TO BE DONE: Each line of the listing that contains the word "code" is to be copied.

EXCERPTED RECORDS:
· · · ·

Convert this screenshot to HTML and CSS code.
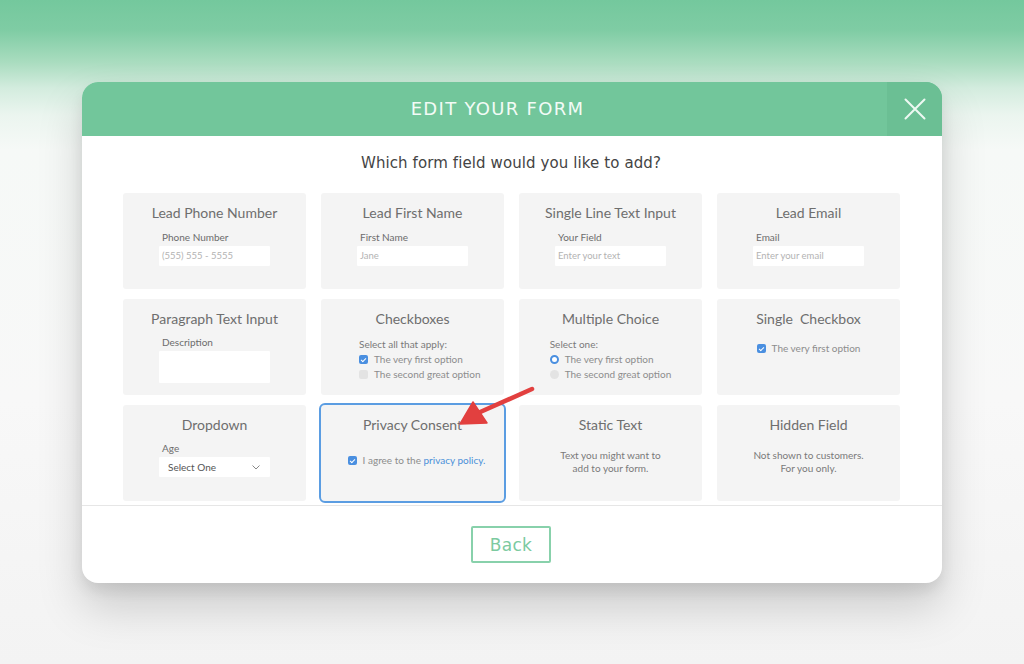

· · · ·

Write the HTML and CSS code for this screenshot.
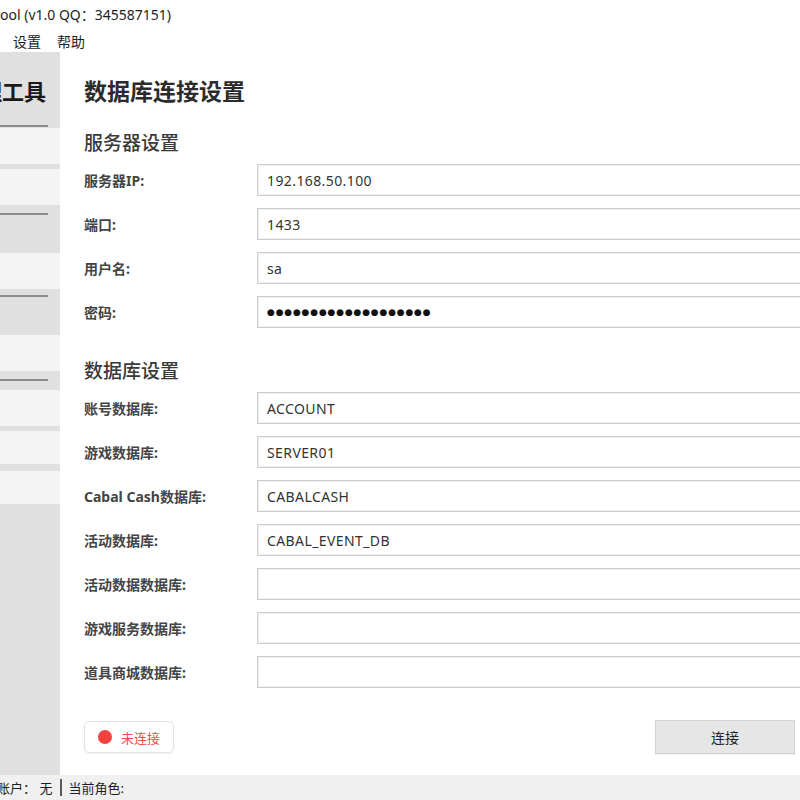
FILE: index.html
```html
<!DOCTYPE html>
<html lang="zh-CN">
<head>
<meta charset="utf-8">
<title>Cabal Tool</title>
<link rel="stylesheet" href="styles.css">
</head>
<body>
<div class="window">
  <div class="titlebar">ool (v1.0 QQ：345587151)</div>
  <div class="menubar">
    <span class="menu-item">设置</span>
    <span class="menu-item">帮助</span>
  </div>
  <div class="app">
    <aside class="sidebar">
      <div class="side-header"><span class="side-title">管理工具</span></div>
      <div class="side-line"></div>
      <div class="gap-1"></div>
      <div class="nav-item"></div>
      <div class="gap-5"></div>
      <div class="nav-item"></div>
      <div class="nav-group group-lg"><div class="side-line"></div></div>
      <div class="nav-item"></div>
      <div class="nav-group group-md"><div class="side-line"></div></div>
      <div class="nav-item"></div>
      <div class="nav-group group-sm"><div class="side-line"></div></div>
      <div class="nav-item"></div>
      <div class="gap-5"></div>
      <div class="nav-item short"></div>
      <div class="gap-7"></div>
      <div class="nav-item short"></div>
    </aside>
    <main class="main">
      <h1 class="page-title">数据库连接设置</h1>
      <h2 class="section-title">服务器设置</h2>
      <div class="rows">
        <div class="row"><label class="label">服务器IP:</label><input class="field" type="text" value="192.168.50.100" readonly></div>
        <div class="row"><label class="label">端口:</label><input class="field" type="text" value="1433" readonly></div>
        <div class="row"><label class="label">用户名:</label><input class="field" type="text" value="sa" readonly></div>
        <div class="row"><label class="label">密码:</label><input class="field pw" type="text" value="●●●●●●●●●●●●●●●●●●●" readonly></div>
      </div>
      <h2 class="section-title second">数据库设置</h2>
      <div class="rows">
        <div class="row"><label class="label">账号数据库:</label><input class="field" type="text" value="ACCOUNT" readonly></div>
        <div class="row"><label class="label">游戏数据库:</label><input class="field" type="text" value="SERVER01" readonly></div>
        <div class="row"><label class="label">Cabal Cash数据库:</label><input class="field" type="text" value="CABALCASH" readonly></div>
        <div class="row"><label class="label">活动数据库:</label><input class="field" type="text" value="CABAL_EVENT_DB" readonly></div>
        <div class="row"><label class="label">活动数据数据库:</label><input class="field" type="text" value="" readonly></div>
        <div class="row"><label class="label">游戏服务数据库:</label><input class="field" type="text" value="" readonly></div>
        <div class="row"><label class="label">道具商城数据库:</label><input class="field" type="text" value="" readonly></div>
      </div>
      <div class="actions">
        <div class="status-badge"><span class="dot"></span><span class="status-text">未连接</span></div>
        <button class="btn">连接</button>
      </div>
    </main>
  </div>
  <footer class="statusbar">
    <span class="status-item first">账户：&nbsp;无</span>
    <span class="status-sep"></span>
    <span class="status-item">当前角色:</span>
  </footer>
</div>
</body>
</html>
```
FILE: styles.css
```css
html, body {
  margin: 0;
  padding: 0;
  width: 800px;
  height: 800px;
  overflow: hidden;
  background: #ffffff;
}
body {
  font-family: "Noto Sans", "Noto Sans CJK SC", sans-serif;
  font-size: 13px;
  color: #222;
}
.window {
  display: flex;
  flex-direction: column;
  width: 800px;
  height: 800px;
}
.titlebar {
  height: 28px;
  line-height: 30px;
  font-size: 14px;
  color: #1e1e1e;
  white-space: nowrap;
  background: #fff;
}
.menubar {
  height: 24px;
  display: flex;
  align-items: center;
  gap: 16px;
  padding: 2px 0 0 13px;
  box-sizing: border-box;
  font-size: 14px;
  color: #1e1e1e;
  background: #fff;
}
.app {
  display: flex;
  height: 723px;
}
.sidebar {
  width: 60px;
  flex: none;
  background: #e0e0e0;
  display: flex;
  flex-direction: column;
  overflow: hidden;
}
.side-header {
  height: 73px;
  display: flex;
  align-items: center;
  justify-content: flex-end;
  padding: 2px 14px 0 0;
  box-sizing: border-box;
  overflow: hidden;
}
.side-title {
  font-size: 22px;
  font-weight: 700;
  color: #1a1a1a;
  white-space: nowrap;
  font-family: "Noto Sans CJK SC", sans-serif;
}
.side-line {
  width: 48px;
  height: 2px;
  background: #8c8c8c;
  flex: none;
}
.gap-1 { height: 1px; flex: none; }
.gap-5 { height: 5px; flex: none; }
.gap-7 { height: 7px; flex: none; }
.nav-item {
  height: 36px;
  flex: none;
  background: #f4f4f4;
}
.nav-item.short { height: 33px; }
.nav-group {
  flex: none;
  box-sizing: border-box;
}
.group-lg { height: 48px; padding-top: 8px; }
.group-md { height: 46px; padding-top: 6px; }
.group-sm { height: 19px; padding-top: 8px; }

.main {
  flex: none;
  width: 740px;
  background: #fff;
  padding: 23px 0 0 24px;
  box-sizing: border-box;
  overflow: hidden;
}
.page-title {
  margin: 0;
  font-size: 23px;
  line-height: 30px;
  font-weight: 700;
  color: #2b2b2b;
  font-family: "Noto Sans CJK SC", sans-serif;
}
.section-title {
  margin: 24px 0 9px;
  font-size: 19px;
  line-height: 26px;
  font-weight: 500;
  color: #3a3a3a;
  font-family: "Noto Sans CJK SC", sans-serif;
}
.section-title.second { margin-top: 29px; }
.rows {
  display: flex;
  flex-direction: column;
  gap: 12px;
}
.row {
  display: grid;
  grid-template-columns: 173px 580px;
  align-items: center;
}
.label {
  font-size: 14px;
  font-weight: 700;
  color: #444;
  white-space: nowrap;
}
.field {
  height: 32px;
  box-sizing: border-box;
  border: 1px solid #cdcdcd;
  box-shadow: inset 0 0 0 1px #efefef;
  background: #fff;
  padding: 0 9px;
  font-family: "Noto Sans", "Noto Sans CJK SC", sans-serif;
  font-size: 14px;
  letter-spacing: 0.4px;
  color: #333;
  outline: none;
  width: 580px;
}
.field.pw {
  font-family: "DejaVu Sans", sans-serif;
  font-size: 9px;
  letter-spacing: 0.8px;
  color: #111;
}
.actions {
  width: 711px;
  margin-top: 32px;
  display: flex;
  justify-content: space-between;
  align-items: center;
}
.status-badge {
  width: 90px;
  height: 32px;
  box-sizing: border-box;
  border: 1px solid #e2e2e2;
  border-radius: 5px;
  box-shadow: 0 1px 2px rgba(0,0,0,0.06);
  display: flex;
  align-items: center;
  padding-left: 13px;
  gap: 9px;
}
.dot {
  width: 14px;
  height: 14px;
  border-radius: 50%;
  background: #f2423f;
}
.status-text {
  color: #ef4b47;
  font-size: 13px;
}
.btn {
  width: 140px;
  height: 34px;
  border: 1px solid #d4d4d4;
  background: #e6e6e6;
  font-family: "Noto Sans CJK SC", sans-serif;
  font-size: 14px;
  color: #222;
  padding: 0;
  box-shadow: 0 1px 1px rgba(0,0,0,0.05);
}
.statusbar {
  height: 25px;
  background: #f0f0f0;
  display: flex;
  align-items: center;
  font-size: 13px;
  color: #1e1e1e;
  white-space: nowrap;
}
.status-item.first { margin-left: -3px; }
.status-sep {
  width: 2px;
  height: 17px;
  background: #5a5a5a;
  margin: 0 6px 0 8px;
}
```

· · · ·

SOLUTION TO THIS TASK:
Convert this screenshot to HTML and CSS code.
Write the HTML and CSS code for this screenshot.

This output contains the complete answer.